In-Store Demos Invite growers or artisanal producers to the store to sample their products. Demos are a great way to talk up product and increase sales. Call on the relationships you have with suppliers and encourage engagement with your customers. Opportunities for close connections to their food and people who grow it will keep customers coming back.

Sampling Programs Customers enjoy trying new items, seeing new recipes, and learning how to prepare new products. Here are some easy ways to improve your sampling program:

  • Provide freshly cut fruit, cheese, or other food items on a self-serve sampling table. Don’t forget to keep the samples on ice to keep them fresh!
  • Sample in the moment when out on the sales floor. If you are out stocking apples and there are customers around, cut one of the apples and start offering samples.
  • Make it a rule of thumb to offer a sample anytime a customer asks you about a product. Trying the product together gives you a chance to engage with the customer to talk about flavor profile and any other information you may have to offer about the product.

Personal interactions like this create a positive experience for the shopper. A pleasant shopping environment will always bring back repeat customers.

Cooking Classes Teaching people how to cook is a great way to create excitement around food. Most stores have an on-site area to offer cooking classes to their customers. Some stores rent out nearby facilities to host their classes. Teaching your community how to prepare food is a great way to keep them actively shopping and connected to sourcing in-season.

Meet the Farmer Dinners Create a memorable experience by hosting a dinner featuring a farm your store works with. Some stores with adequate space will host the dinner on-site.
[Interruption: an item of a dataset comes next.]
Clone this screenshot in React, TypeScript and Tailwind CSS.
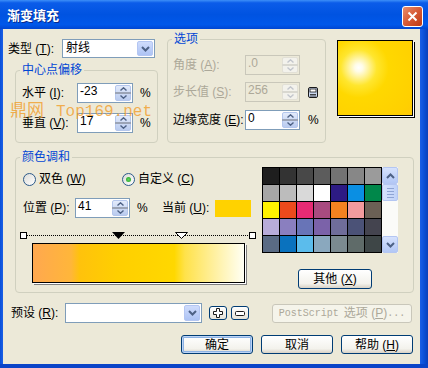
import type { ReactNode } from 'react'

const PALETTE = [
  ['#1e1e1e', '#333333', '#484848', '#5c5c5c', '#737373', '#878787', '#9b9b9b'],
  ['#a6a6a6', '#bcbcbc', '#d9d9d9', '#ffffff', '#2d1b84', '#0a8fe3', '#00874a'],
  ['#fff200', '#ec4a1c', '#e72b74', '#a94b80', '#f58220', '#f29b9e', '#6b6055'],
  ['#b8acd9', '#8a7fbf', '#6874b7', '#7b62a9', '#6f6d9a', '#4b5277', '#44444f'],
  ['#5a6b84', '#0a72be', '#5bbcec', '#8aa8be', '#7b8a90', '#5f6b69', '#3e4647'],
]

function K({ c }: { c: string }) {
  return <span className="underline underline-offset-[1px]">{c}</span>
}

function Chevron({ up, color }: { up?: boolean; color: string }) {
  return (
    <svg width="7" height="4" viewBox="0 0 7 4">
      <path d={up ? 'M0.5 3.5L3.5 0.8L6.5 3.5' : 'M0.5 0.5L3.5 3.2L6.5 0.5'} stroke={color} strokeWidth="1.4" fill="none" />
    </svg>
  )
}

function SpinArrows({ disabled }: { disabled?: boolean }) {
  const c = disabled ? '#c3c6cc' : '#4d6185'
  return (
    <div
      className={`my-px mr-px flex w-[16px] flex-col rounded-[2px] border ${
        disabled ? 'border-[#e2e0d6] bg-[#f3f2ec]' : 'border-[#b4c6ec] bg-[linear-gradient(to_bottom,#e3ebfb,#b9cbef)]'
      }`}
    >
      <div className="flex flex-1 items-center justify-center">
        <Chevron up color={c} />
      </div>
      <div className={`-mx-px h-[2px] ${disabled ? 'bg-[#d9d8d0]' : 'bg-[#9ba4b6]'}`} />
      <div className="flex flex-1 items-center justify-center">
        <Chevron color={c} />
      </div>
    </div>
  )
}

function SpinInput({ value, disabled, w = 'w-[56px]' }: { value: string; disabled?: boolean; w?: string }) {
  return (
    <div className={`flex h-[20px] ${w} border ${disabled ? 'border-[#c9c7ba] bg-[#ece9d8]' : 'border-[#7f9db9] bg-white'}`}>
      <span className={`flex-1 pl-[2px] text-[12px] leading-[15px] ${disabled ? 'text-[#aca899]' : 'text-black'}`}>{value}</span>
      <SpinArrows disabled={disabled} />
    </div>
  )
}

function DropButton() {
  return (
    <div className="my-px mr-px flex w-[16px] items-center justify-center rounded-[2px] border border-[#b4c6f2] bg-[linear-gradient(to_bottom,#cfdcfc,#adc3f4)]">
      <svg width="9" height="6" viewBox="0 0 9 6">
        <path d="M1 1L4.5 4.5L8 1" stroke="#4d6185" strokeWidth="2" fill="none" />
      </svg>
    </div>
  )
}

function Combo({ text, w, h }: { text: string; w: string; h: string }) {
  return (
    <div className={`flex ${w} ${h} border border-[#7f9db9] bg-white`}>
      <span className="flex-1 pl-[3px] text-[12px] leading-[16px]">{text}</span>
      <DropButton />
    </div>
  )
}

function Radio({ on, children }: { on?: boolean; children: ReactNode }) {
  return (
    <div className="flex items-center gap-[3px]">
      <span className="flex h-[13px] w-[13px] items-center justify-center rounded-full border border-[#2c5a8a] bg-[linear-gradient(135deg,#dcdcd7,#ffffff)]">
        {on && <span className="h-[5px] w-[5px] rounded-full bg-[radial-gradient(circle,#5fd65f,#219e21)]" />}
      </span>
      <span>{children}</span>
    </div>
  )
}

function XpButton({ children, def, w, h = 'h-[19px]' }: { children: ReactNode; def?: boolean; w: string; h?: string }) {
  return (
    <div
      className={`flex ${w} ${h} items-center justify-center rounded-[3px] border border-[#003c74] bg-[linear-gradient(to_bottom,#ffffff,#f3f2ec_75%,#d8d2c6)] text-[12px] ${
        def ? 'shadow-[inset_0_0_0_1px_#bcd4f6,inset_0_0_0_2px_#8db2e3]' : ''
      }`}
    >
      {children}
    </div>
  )
}

function Group({ title, className, children }: { title: string; className: string; children?: ReactNode }) {
  return (
    <fieldset className={`rounded-[4px] border border-[#d0d0bf] ${className}`}>
      <legend className="ml-[4px] px-[2px] text-[12px] leading-[14px] text-[#0046d5]">{title}</legend>
      {children}
    </fieldset>
  )
}

function ScrollBtn({ up }: { up?: boolean }) {
  return (
    <div className="flex h-[17px] items-center justify-center rounded-[2px] border border-[#b4c6f2] bg-[linear-gradient(to_bottom,#d6e2fd,#b2c7f5)]">
      <svg width="9" height="6" viewBox="0 0 9 6">
        <path d={up ? 'M1 5L4.5 1.5L8 5' : 'M1 1L4.5 4.5L8 1'} stroke="#4d6185" strokeWidth="2" fill="none" />
      </svg>
    </div>
  )
}

export default function App() {
  return (
    <div className="flex h-[368px] w-[428px] flex-col overflow-hidden font-['Liberation_Sans','Noto_Sans_CJK_SC',sans-serif] text-[12px] text-black">
      {/* title bar */}
      <div className="flex h-[29px] items-center justify-between bg-[linear-gradient(to_bottom,#3d8ff8_0%,#0b5ce9_10%,#0053e1_50%,#0058ea_85%,#0046d2_100%)] pl-[7px] pr-[5px] pt-[3px]">
        <span className="text-[13px] font-bold text-white [text-shadow:1px_1px_0_#0b2a8a]">渐变填充</span>
        <div className="flex h-[21px] w-[21px] items-center justify-center rounded-[3px] border border-white bg-[linear-gradient(135deg,#ea8e6c,#d65a36_50%,#bf3a14)]">
          <svg width="11" height="11" viewBox="0 0 11 11">
            <path d="M1.5 1.5L9.5 9.5M9.5 1.5L1.5 9.5" stroke="white" strokeWidth="2" />
          </svg>
        </div>
      </div>

      <div className="flex flex-1">
        <div className="w-[3px] bg-[linear-gradient(to_right,#0a4fd8,#1a5fe6)]" />

        <div className="relative flex flex-1 flex-col bg-[#ece9d8] pt-[3px]">
          {/* top section */}
          <div className="flex items-start">
            <div className="ml-[5px] mt-[7px] flex w-[150px] flex-col">
              <div className="flex h-[19px] items-center">
                <span className="w-[54px]">
                  类型 (<K c="T" />):
                </span>
                <Combo text="射线" w="w-[93px]" h="h-[19px]" />
              </div>
              <Group title="中心点偏移" className="ml-[7px] mt-[5px] h-[80px] w-[143px]">
                <div className="mt-[6px] flex items-center pl-[6px]">
                  <span className="w-[55px]">
                    水平 (<K c="I" />):
                  </span>
                  <SpinInput value="-23" />
                  <span className="ml-[7px]">%</span>
                </div>
                <div className="mt-[10px] flex items-center pl-[6px]">
                  <span className="w-[55px]">
                    垂直 (<K c="V" />):
                  </span>
                  <SpinInput value="17" />
                  <span className="ml-[7px]">%</span>
                </div>
              </Group>
            </div>

            <Group title="选项" className="ml-[9px] h-[111px] w-[159px]">
              <div className="mt-[9px] flex items-center pl-[5px]">
                <span className="w-[72px] text-[#aca899]">
                  角度 (<K c="A" />):
                </span>
                <SpinInput value=".0" disabled w="w-[55px]" />
              </div>
              <div className="mt-[7px] flex items-center pl-[5px]">
                <span className="w-[72px] text-[#aca899]">
                  步长值 (<K c="S" />):
                </span>
                <SpinInput value="256" disabled w="w-[55px]" />
                <svg className="ml-[7px]" width="12" height="13" viewBox="0 0 12 13">
                  <rect x="1.5" y="1.5" width="9" height="10" rx="1.5" fill="#c9d6ee" stroke="#1a1a1a" />
                  <rect x="3" y="3" width="6" height="3" fill="#ffffff" stroke="#1a1a1a" strokeWidth="0.8" />
                  <path d="M3 8.5H9M3 10H9" stroke="#1a1a1a" strokeWidth="0.8" />
                </svg>
              </div>
              <div className="mt-[8px] flex items-center pl-[5px]">
                <span className="w-[72px]">
                  边缘宽度 (<K c="E" />):
                </span>
                <SpinInput value="0" w="w-[55px]" />
                <span className="ml-[8px]">%</span>
              </div>
            </Group>

            <div className="ml-[11px] mt-[8px] h-[76px] w-[76px] border border-black bg-[radial-gradient(circle_at_28%_36%,#ffffff_0px,#fffce8_4px,#fff39a_10px,#ffe62e_18px,#ffd800_30px,#ffd000_60px,#ffc20e_85px,#ffa33a_110px)] shadow-[1px_1px_0_#ffffff,2px_2px_0_#000000]" />
          </div>

          {/* colour blend */}
          <Group title="颜色调和" className="ml-[12px] mt-[7px] h-[143px] w-[399px]">
            <div className="flex">
              <div className="flex w-[246px] flex-col">
                <div className="mt-[6px] flex items-center pl-[7px]">
                  <div className="w-[99px]">
                    <Radio>
                      双色 (<K c="W" />)
                    </Radio>
                  </div>
                  <Radio on>
                    自定义 (<K c="C" />)
                  </Radio>
                </div>
                <div className="mt-[10px] flex items-center pl-[7px]">
                  <span className="w-[52px]">
                    位置 (<K c="P" />):
                  </span>
                  <SpinInput value="41" w="w-[55px]" />
                  <span className="ml-[7px] w-[25px]">%</span>
                  <span className="w-[53px]">
                    当前 (<K c="U" />):
                  </span>
                  <div className="h-[17px] w-[36px] bg-[#ffd200]" />
                </div>
                <div className="relative ml-[4px] mt-[14px] h-[7px] w-[236px]">
                  <div className="absolute left-[6px] right-[6px] top-[3px] border-t border-dotted border-black" />
                  <div className="absolute left-0 top-0 h-[7px] w-[7px] border border-black bg-white" />
                  <div className="absolute right-0 top-0 h-[7px] w-[7px] border border-black bg-white" />
                  <svg className="absolute left-[92px] top-0" width="13" height="7" viewBox="0 0 13 7">
                    <path d="M0 0H13L6.5 7Z" fill="#000" />
                  </svg>
                  <svg className="absolute left-[155px] top-0" width="13" height="7" viewBox="0 0 13 7">
                    <path d="M0.5 0.5H12.5L6.5 6.5Z" fill="#fff" stroke="#000" />
                  </svg>
                </div>
                <div className="ml-[16px] mt-[4px] h-[40px] w-[213px] border border-black bg-[linear-gradient(to_right,#ffa84f_0%,#ffb63a_18%,#ffc20c_22%,#ffcf00_40%,#ffd800_67%,#ffe24a_72%,#fff0a0_86%,#fffff4_100%)] shadow-[1px_1px_0_#ffffff,2px_2px_0_#808080]" />
              </div>

              <div className="mt-[3px] flex flex-col">
                <div className="flex">
                  <div className="grid grid-cols-7 gap-px bg-black p-px">
                    {PALETTE.flat().map((c, i) => (
                      <div key={i} className="h-[16px] w-[16px]" style={{ backgroundColor: c }} />
                    ))}
                  </div>
                  <div className="flex w-[16px] flex-col bg-[#fbfbf8]">
                    <ScrollBtn up />
                    <div className="flex h-[17px] flex-col items-center justify-center gap-[2px] rounded-[2px] border border-[#b4c6f2] bg-[linear-gradient(to_right,#d6e2fd,#c0d2f8)]">
                      <div className="h-px w-[7px] bg-[#8ea4d4]" />
                      <div className="h-px w-[7px] bg-[#8ea4d4]" />
                      <div className="h-px w-[7px] bg-[#8ea4d4]" />
                      <div className="h-px w-[7px] bg-[#8ea4d4]" />
                    </div>
                    <div className="flex-1" />
                    <ScrollBtn />
                  </div>
                </div>
                <div className="ml-[36px] mt-[16px]">
                  <XpButton w="w-[74px]" h="h-[20px]">
                    其他 (<K c="X" />)
                  </XpButton>
                </div>
              </div>
            </div>
          </Group>

          {/* presets */}
          <div className="mt-[10px] flex items-center">
            <span className="ml-[8px] w-[54px]">
              预设 (<K c="R" />):
            </span>
            <Combo text="" w="w-[137px]" h="h-[20px]" />
            <div className="ml-[7px] flex h-[14px] w-[18px] items-center justify-center rounded-[3px] border border-[#003c74] bg-[linear-gradient(to_bottom,#ffffff,#e6e3d8)]">
              <svg width="10" height="10" viewBox="0 0 10 10">
                <path d="M3.5 0.5H6.5V3.5H9.5V6.5H6.5V9.5H3.5V6.5H0.5V3.5H3.5Z" fill="#fff" stroke="#1a1a1a" />
              </svg>
            </div>
            <div className="ml-[4px] flex h-[14px] w-[18px] items-center justify-center rounded-[3px] border border-[#003c74] bg-[linear-gradient(to_bottom,#ffffff,#e6e3d8)]">
              <svg width="10" height="5" viewBox="0 0 10 5">
                <rect x="0.5" y="0.5" width="9" height="4" rx="1" fill="#fff" stroke="#1a1a1a" />
              </svg>
            </div>
            <div className="ml-[23px] flex h-[19px] w-[140px] items-center justify-center rounded-[3px] border border-[#c9c7ba] bg-[#f5f4ea] text-[#aca899]">
              <span className="font-['Liberation_Mono','Noto_Sans_CJK_SC',monospace] text-[10px]">PostScript</span>
              <span className="ml-[5px]">
                选项 (<K c="P" />)
              </span>
              <span className="font-['Liberation_Mono',monospace] text-[10px]">...</span>
            </div>
          </div>

          {/* buttons */}
          <div className="mt-[12px] flex justify-end gap-[8px] pr-[7px]">
            <XpButton w="w-[72px]" def>
              确定
            </XpButton>
            <XpButton w="w-[72px]">取消</XpButton>
            <XpButton w="w-[72px]">
              帮助 (<K c="H" />)
            </XpButton>
          </div>

          {/* watermark */}
          <div className="pointer-events-none absolute left-[7px] top-[67px] flex items-baseline text-[#f29a1f]/75">
            <span className="font-['Noto_Sans_CJK_SC',sans-serif] text-[17px]">鼎网</span>
            <span className="ml-[12px] font-['Liberation_Mono',monospace] text-[16px]">Top169.net</span>
          </div>
        </div>

        <div className="w-[8px] bg-[linear-gradient(to_right,#1a5fe6,#0a4fd8_50%,#0a3fb8)]" />
      </div>
      <div className="h-[4px] bg-[#0a44c8]" />
    </div>
  )
}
The dinner usually features product from the farm, some farm history, a little Q&A., and most importantly, a shared meal. Another way this can be done is partnering with a restaurant in town to host the event. Many restaurants like to support local growers in their area. A restaurant and a farm work together to host a farm-centric themed night. Tickets are generally sold in advance with a set menu. It takes some coordinating, but the wonderful experience it offers is well worth it.

Farm Tours Create opportunities for customers to visit the farms that your store supports. This lets customers know you support local food and work with farmers in your community. This can be done on a small or large scale. Some stores go as far sponsoring a party on the farm. These big events can be coordinated with other local vendors and restaurants for a whole day excursion with music, food, drinks and tours of the farm. Other tours are small groups of people meeting out at the farm for a tour, talk, and lunch or dinner in the field.

Shopping and Delivery Services To compete with the convenience of online shopping, some stores are now teaming up with companies like Instacart to offer shopping and delivery services. You can modify the service by having your own employees doing the in-store shopping and pulling the orders together instead of outside contractors. This adds a little personal touch to an online transaction. Knowing your food is hand-selected by an employee of the store lets the customer know that their order received special attention to detail.

We hope these suggestions have sparked some creative ideas. The key to retaining and attracting new customers is offering unique experiences or services they can’t get anywhere else. Also, don’t overlook the customer service aspect. Treating a person with respect, kindness, and exceptional service will keep your customers coming back.